Goodness me, is there no end to the trouble I would go to in order to put up an interesting post? Last week, I decided to make my paternal grandmother's cauliflower dish and also to take photos of it to put up here. I have no photos of Messoda Weston and so the cauli will have to stand as a kind of emblem for her.
When I knew her, she lived in a small three up, two down house in a village near Cardiff called Rhiwbina. She shared the house with my aunt and my two cousins and I used to go there during school holidays. She had one frying pan with no handle, and used a folded-up teatowel to hold the edge of it while she cooked. She always ate after everyone else and would never sit down at the table with us. When she was a young woman, she lived in Port Said, Egypt with my grandfather who worked at Simon Artz, the Harrods of the Middle East. My father and his three siblings swam daily in the Suez Canal.
It's been years since I made this dish and as soon as I started frying up pieces of cauli I understood why. You do have to keep adding more and more oil as it does get absorbed and I try to avoid too much of the stuff for obvious reasons. Still, there's nothing nicer you can do with a cauliflower so for an occasional treat, it's well worth going to to the trouble.

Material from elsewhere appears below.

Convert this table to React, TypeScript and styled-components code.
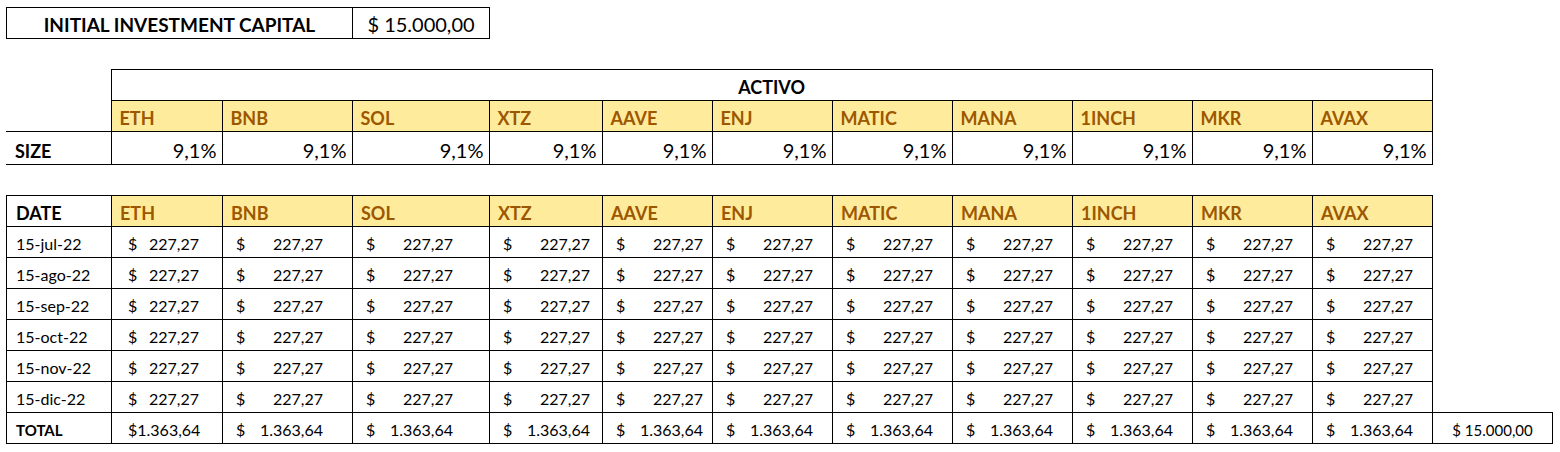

Start with the cauliflower cut up so as to create as many flat planes as possible as shown above. It's difficult to fry the curvy bits to a satisfactory brownness, so the more surfaces you can create that can be brown, the better. Put the leaves into a big casserole dish to line it and add a few bits of garlic in between the leaves so:
Then shake some flour on to a plate thus and season it well with salt and pepper. Mix well to distribute seasonings:
Beat an egg in a dish wide enough to allow you to dip the cauliflower florets. No picture of this.Dip each floret first into the egg and then into the flour, then fry the cauli in vegetable oil. I used rapeseed but sunflower or olive would be okay too. You do have to keep adding a bit more oil to the frying pan so do not put bottle away in the cupboard after your first glug.
When they're nice and brown, lay them on the leaves in the casserole.
Then squeeze the juice of a lemon into about a quarter of a pint of hot water and pour over the cauliflower in the casserole. Simmer the whole thing for about twenty minutes or until a knife goes easily into the white part of a floret.
When cooked to your satisfaction, transfer to a nice dish and serve. It's also wonderful cold the next day if you happen to have any left over.
I hope some of you will make this and come back to this post and tell me how you liked it.